**Given material**
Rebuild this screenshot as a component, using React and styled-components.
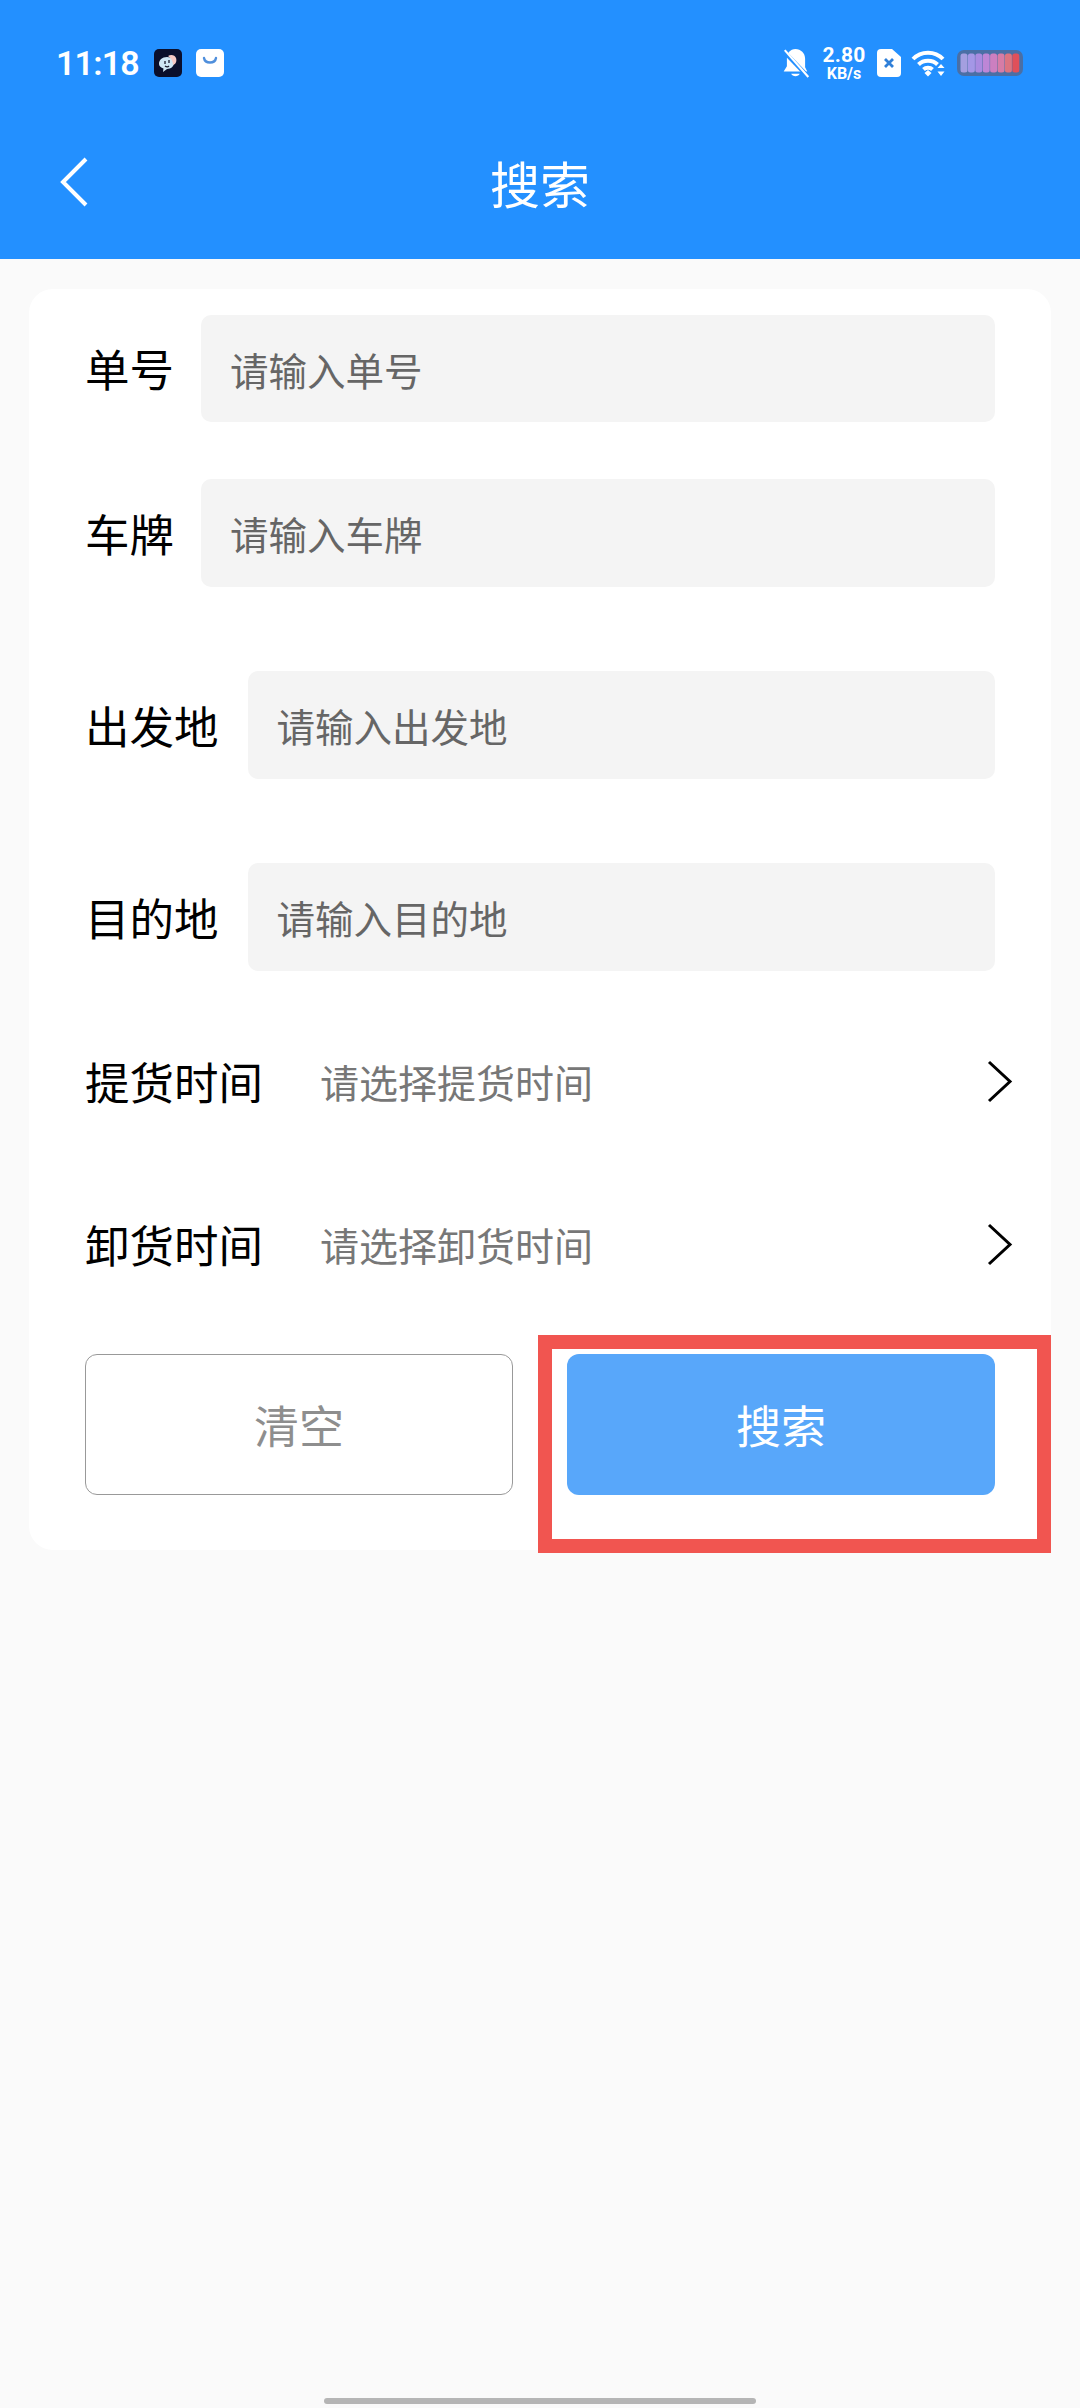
import styled, { createGlobalStyle } from "styled-components";

const GlobalStyle = createGlobalStyle`
  html, body {
    margin: 0;
    padding: 0;
    background: #fafafa;
    font-family: "Noto Sans CJK SC", "Noto Sans", sans-serif;
  }
  * { box-sizing: border-box; }
`;

const Page = styled.div`
  position: relative;
  width: 1080px;
  height: 2408px;
  display: flex;
  flex-direction: column;
  overflow: hidden;
  background: #fafafa;
`;

const Header = styled.header`
  background: #2390ff;
  height: 259px;
  color: #fff;
`;

const StatusBar = styled.div`
  height: 104px;
  padding: 22px 57px 0 56px;
  display: flex;
  align-items: center;
`;

const Clock = styled.span`
  font-family: Roboto, sans-serif;
  font-size: 34px;
  font-weight: 600;
  width: 98px;
  letter-spacing: -0.8px;
`;

const NotifyIcon = styled.svg`
  width: 28px;
  height: 28px;
  margin-right: 14px;
  display: block;
`;

const StatusRight = styled.div`
  margin-left: auto;
  display: flex;
  align-items: center;
`;

const Speed = styled.div`
  font-family: Roboto, sans-serif;
  font-weight: 700;
  text-align: center;
  margin: 0 10px 0 11px;
  width: 46px;
  display: flex;
  flex-direction: column;
  align-items: center;
  line-height: 1;
  b { font-size: 21px; font-weight: 700; line-height: 20px; letter-spacing: 0.2px; }
  i { font-size: 16px; font-style: normal; line-height: 17px; }
`;

const NavBar = styled.div`
  height: 155px;
  padding: 0 60px;
  display: grid;
  grid-template-columns: 1fr auto 1fr;
  align-items: center;
`;

const Title = styled.h1`
  margin: 0;
  font-size: 50px;
  font-weight: 400;
  line-height: 1;
`;

const Card = styled.main`
  margin: 30px 29px 0 29px;
  height: 1261px;
  padding: 26px 56px 0 56px;
  background: #fff;
  border-radius: 24px;
`;

const Row = styled.div`
  display: flex;
  align-items: center;
  height: ${(p) => p.$height}px;
  margin-bottom: ${(p) => p.$gap}px;
`;

const Label = styled.label`
  color: #000;
  font-size: 44.5px;
  line-height: 1;
  flex: none;
  margin-right: ${(p) => p.$space}px;
`;

const Field = styled.div`
  flex: 1;
  height: 100%;
  background: #f4f4f4;
  border-radius: 10px;
  display: flex;
  align-items: center;
  padding-left: 29px;
  color: #666;
  font-size: 38.5px;
`;

const PickValue = styled.span`
  flex: 1;
  color: #777;
  font-size: 39px;
  line-height: 1;
`;

const ArrowIcon = styled.svg`
  width: 26px;
  height: 43px;
  margin-right: -18px;
  flex: none;
`;

const Buttons = styled.div`
  display: flex;
  justify-content: space-between;
`;

const Button = styled.button`
  width: 428px;
  height: 141px;
  border-radius: 12px;
  font-family: inherit;
  font-size: 45px;
  padding: 0;
  border: ${(p) => (p.$primary ? "none" : "1px solid #999")};
  background: ${(p) => (p.$primary ? "#58a7fa" : "#fff")};
  color: ${(p) => (p.$primary ? "#fff" : "#8e8e8e")};
`;

const Highlight = styled.div`
  position: absolute;
  left: 538px;
  top: 1335px;
  width: 513px;
  height: 218px;
  border: 14px solid #f15550;
  pointer-events: none;
`;

const HomeBar = styled.div`
  margin: auto auto 4px;
  width: 432px;
  height: 6px;
  border-radius: 3px;
  background: #b5b5b5;
`;

const Chevron = () => (
  <ArrowIcon viewBox="0 0 26 43">
    <path d="M2 2 L23 21.5 L2 41" fill="none" stroke="#000" strokeWidth="3" />
  </ArrowIcon>
);

const BackIcon = () => (
  <svg width="28" height="50" viewBox="0 0 28 50">
    <path d="M26 2 L3 25 L26 48" fill="none" stroke="#fff" strokeWidth="4" />
  </svg>
);

const rows = [
  { label: "单号", space: 27, height: 107, gap: 57 },
  { label: "车牌", space: 27, height: 108, gap: 84 },
  { label: "出发地", space: 29, height: 108, gap: 84 },
  { label: "目的地", space: 29, height: 108, gap: 88 },
];

const picks = [
  { label: "提货时间", gap: 119 },
  { label: "卸货时间", gap: 88 },
];

const batteryBars = ["#a49fe0", "#a497e6", "#a98be0", "#bd86d6", "#cc7fc0", "#d67ca6", "#dc7480", "#e0505a"];

export default function App() {
  return (
    <Page>
      <GlobalStyle />
      <Header>
        <StatusBar>
          <Clock>11:18</Clock>
          <NotifyIcon viewBox="0 0 28 28">
            <rect width="28" height="28" rx="5" fill="#0a0f2c" />
            <path d="M5 15c0-4 3-7 8-7s7 3 7 6-3 6-7 6l-4 3 .5-3.5C7 18.5 5 17 5 15z" fill="#cfe6f5" />
            <path d="M14 7c3-2 7-1 8 2s0 6-3 7c0-4-2-7-5-9z" fill="#f6c9c4" />
            <path d="M11 12v3M15 11v3M11 17c1.500 1 3 1 4 0" stroke="#1a1a2e" strokeWidth="1.300" fill="none" />
          </NotifyIcon>
          <NotifyIcon viewBox="0 0 28 28">
            <rect width="28" height="28" rx="5" fill="#fff" />
            <path d="M8 9c1 6 11 6 12 0" fill="none" stroke="#4f8fdc" strokeWidth="2.400" strokeLinecap="round" />
          </NotifyIcon>
          <StatusRight>
            <svg width="28" height="30" viewBox="0 0 25 28">
              <path d="M12 1c-5 0-8 4-8 9v7l-3 5h22l-2-4-13-14 13 14v-8c0-5-4-9-9-9z" fill="#fff" />
              <path d="M8 24c1 3 7 3 8 0z" fill="#fff" />
              <path d="M1 3l23 24" stroke="#2390ff" strokeWidth="4" />
              <path d="M2 2l22 25" stroke="#fff" strokeWidth="2" />
            </svg>
            <Speed>
              <b>2.80</b>
              <i>KB/s</i>
            </Speed>
            <svg width="24" height="28" viewBox="0 0 24 28">
              <path d="M4 0h11l9 8v16a4 4 0 0 1-4 4H4a4 4 0 0 1-4-4V4a4 4 0 0 1 4-4z" fill="#fff" />
              <path d="M8 10l8 8M16 10l-8 8" stroke="#2f7fd8" strokeWidth="2.800" />
            </svg>
            <svg width="35" height="28" viewBox="0 0 35 28" style={{ marginLeft: 10 }}>
              <path d="M2 10c8-8.500 22-8.500 30 0M7.500 15.500c5-5 14-5 19 0M12.500 20.500c2.500-2.500 6.500-2.500 9 0" fill="none" stroke="#fff" strokeWidth="4" />
              <path d="M13.500 24l3.500-3 3.500 3-3.500 3.500z" fill="#fff" />
              <path d="M30 15l3.500 4h-7zM30 27l3.500-4.500h-7z" fill="#fff" />
            </svg>
            <svg width="66" height="26" viewBox="0 0 66 26" style={{ marginLeft: 11 }}>
              <rect width="66" height="26" rx="7" fill="#4a6fa5" />
              {batteryBars.map((color, i) => (
                <rect key={color} x={3.500 + i * 7.4} y="3.500" width="7" height="19" rx="2.500" fill={color} />
              ))}
            </svg>
          </StatusRight>
        </StatusBar>
        <NavBar>
          <BackIcon />
          <Title>搜索</Title>
        </NavBar>
      </Header>
      <Card>
        {rows.map((row) => (
          <Row key={row.label} $height={row.height} $gap={row.gap}>
            <Label $space={row.space}>{row.label}</Label>
            <Field>请输入{row.label}</Field>
          </Row>
        ))}
        {picks.map((pick) => (
          <Row key={pick.label} $height={44} $gap={pick.gap}>
            <Label $space={57}>{pick.label}</Label>
            <PickValue>请选择{pick.label}</PickValue>
            <Chevron />
          </Row>
        ))}
        <Buttons>
          <Button>清空</Button>
          <Button $primary>搜索</Button>
        </Buttons>
      </Card>
      <Highlight />
      <HomeBar />
    </Page>
  );
}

**Aim**
Of the lines in the material, how many include "components"? Respond with the number alone.

**Answer for this exercise**
2